A self-described progressive, Ignatieff is no utopian liberal like Trudeau, the man to whom he likes to compare himself. Unlike the internationalist Trudeau, Ignatieff is known for his appetite for destruction, supporting Bush’s faulty “war on terror” and harbouring few regrets, despite apologizing, about his support for the tragedy built on a pack of lies in Iraq. “I let emotion carry me past the hard questions,” he says.

Twist on torture

Ignatieff maintains that he opposes torture, but displays a convenient moral relativism on the subject. His credo: the war on global terror, like politics, is about choosing between “lesser evils.” Even if a few thousand prisoners have to have their fingernails removed in the process?

No angst over Afghanistan

He’s one of the few Opposition MPs to express “unequivocal support,” equating Canada’s involvement in Afghanistan to “the best traditions of our people… from Vimy Ridge to Juno Beach, from Rwanda to Bosnia.” Yes but this Vietnam-like quagmire we’re in now is more an American tradition.

Israel full circle

Went from “not losing any sleep” over the Israeli air strike that killed 54 civilians in Qana, Lebanon, in 2006, to calling the attack a “war crime” before going into damage-control mode and saying it was “the most painful political error of my political life.”

True patriot love?

Ignatieff describes Canadian anti-Americanism as the “patriotism of fools. In a world where the key public policy issue for every nation on earth is how to handle the Americans, anti-Americanism is the form of patriotism we can least afford,” says Ignatieff. Roll over for the elephant?

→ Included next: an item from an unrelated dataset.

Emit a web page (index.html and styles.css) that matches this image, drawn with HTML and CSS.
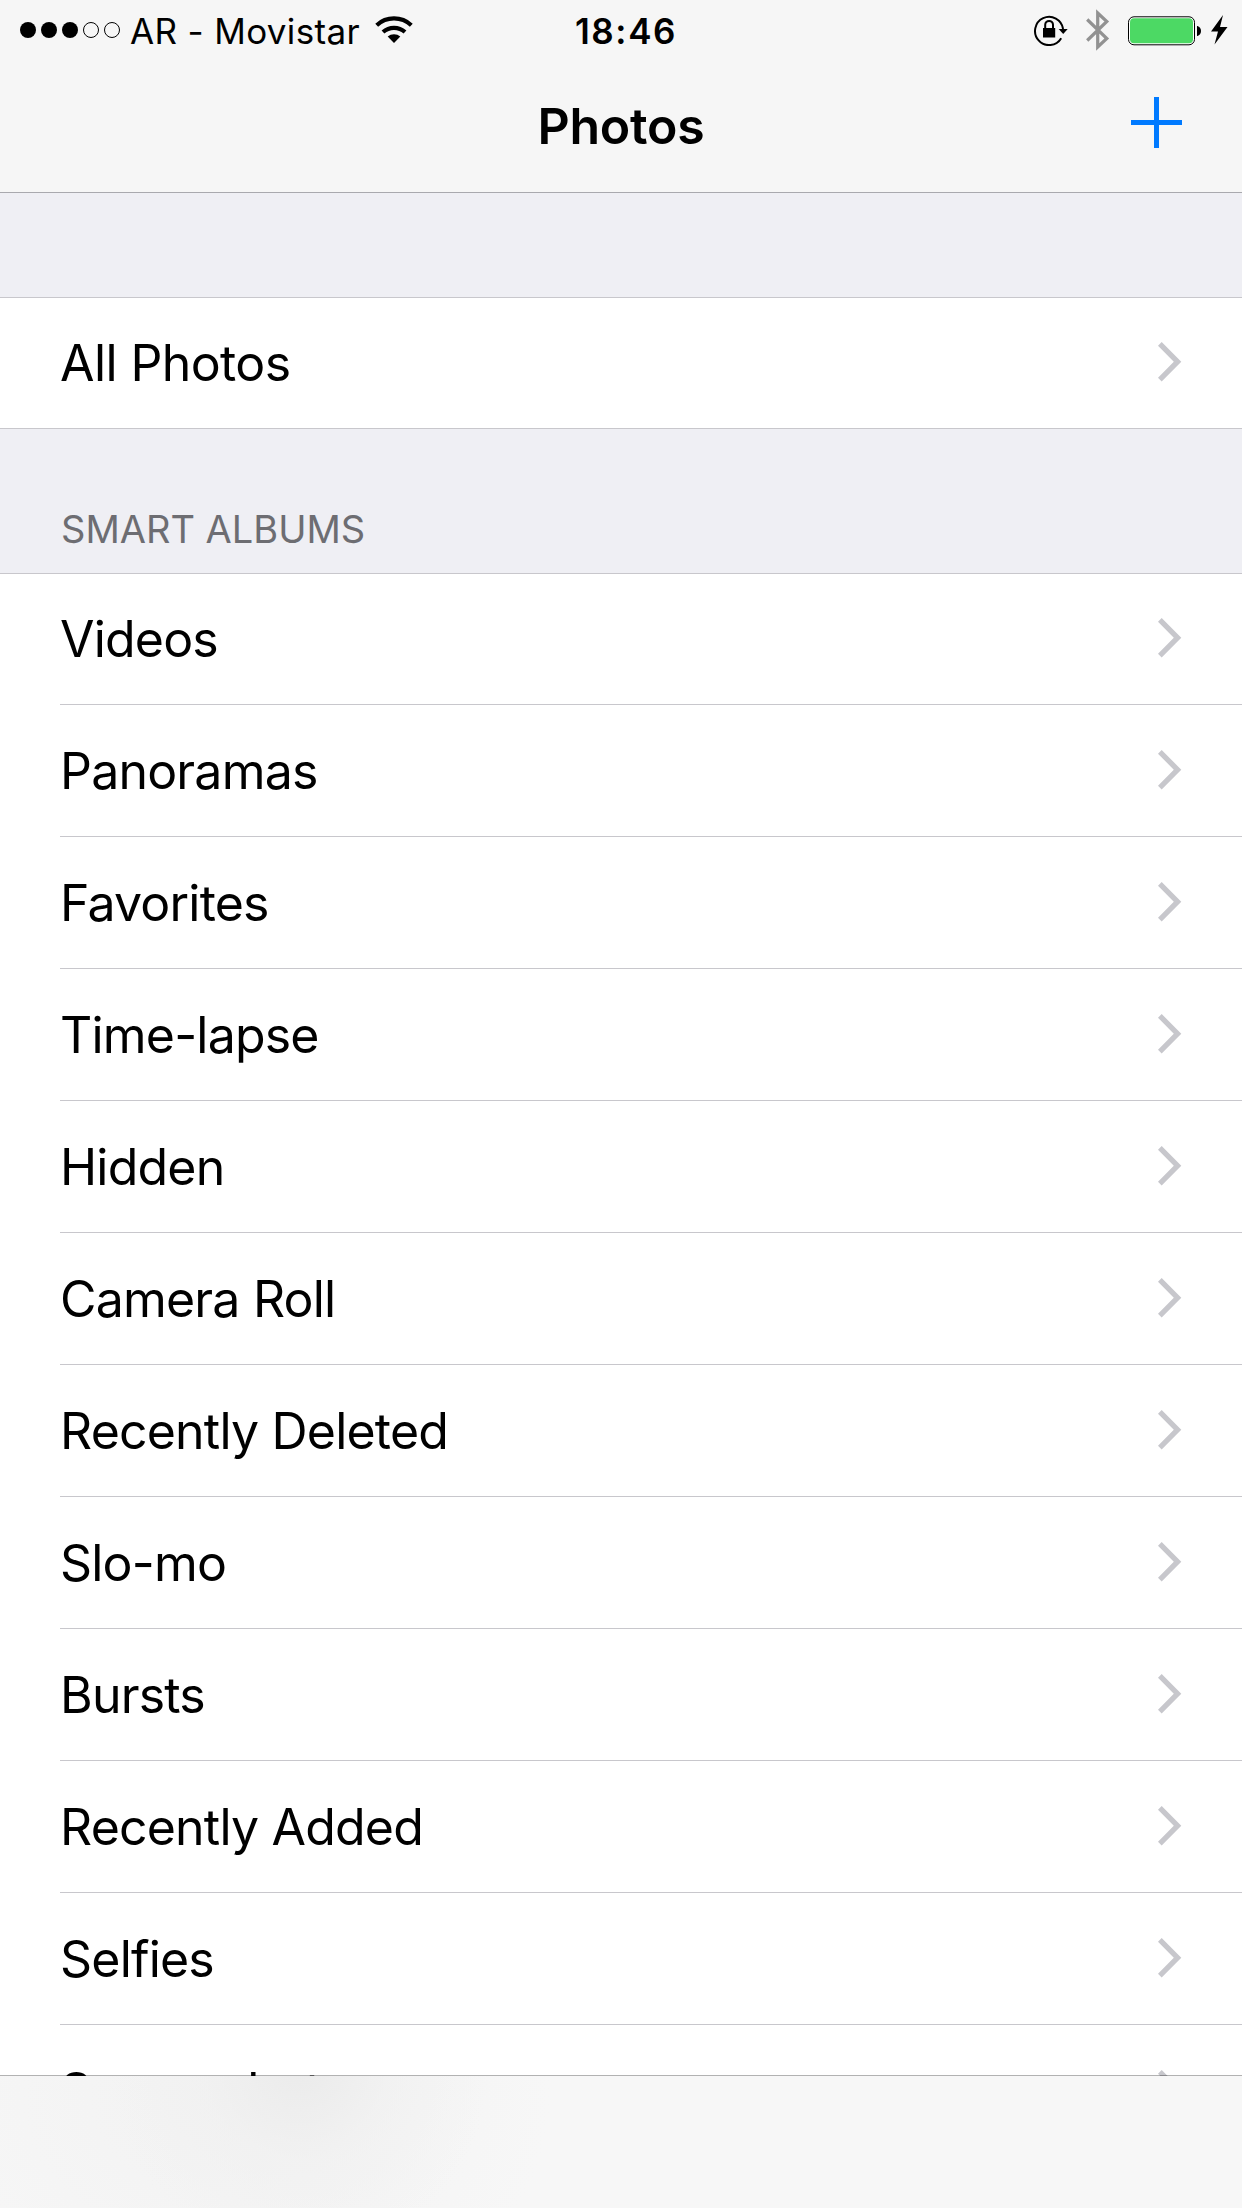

Whichever way the wind blows

He’s pledged to make polluters pay, but is also hinted at enviro deregulation while pushing rapid development of unproven tech like “clean” coal.

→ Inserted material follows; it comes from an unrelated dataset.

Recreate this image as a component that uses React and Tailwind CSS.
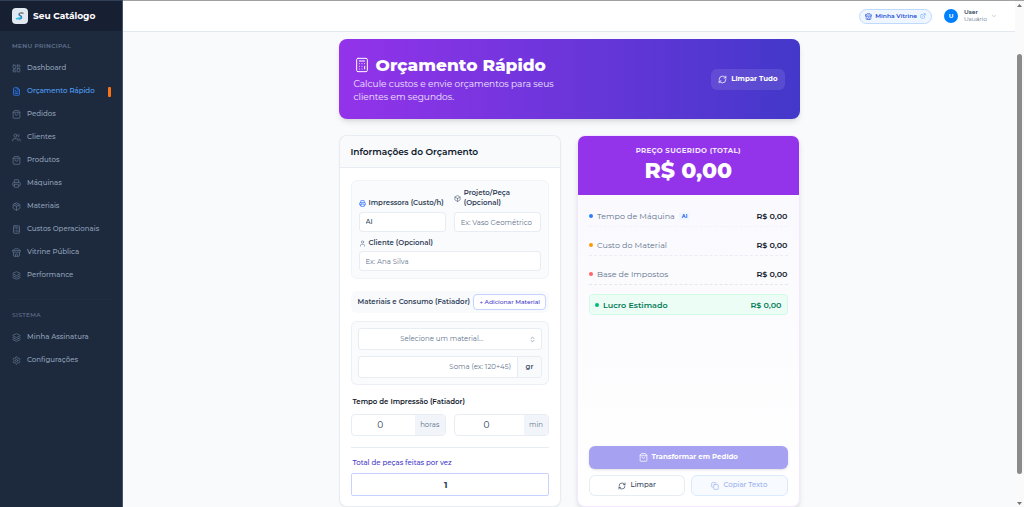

A big friend of Big Oil. “Too often we have appeared to work against Alberta’s energy sector, when we need to work with it as a partner.”

Bon mots

“As you know, you can always tell a Harvard man. But you can’t tell him much.”

Coronation fit for a big ego

His first reaction when Lib party heavyweights arrived at Harvard in 2004 to recruit Ignatieff for the Liberal leadership: “That should be fun. That should be easy.”

Election-night fright

Just what is Ignatieff’s base? Supporters in Etobicoke-Lakeshore cheered when he beat back a spirited challenge by Tory Patrick Boyer in October. They cheered even louder when TV commentators predicted a Tory majority.

On the Lib-NDP coalition

“Coalition if necessary, but not necessarily coalition.”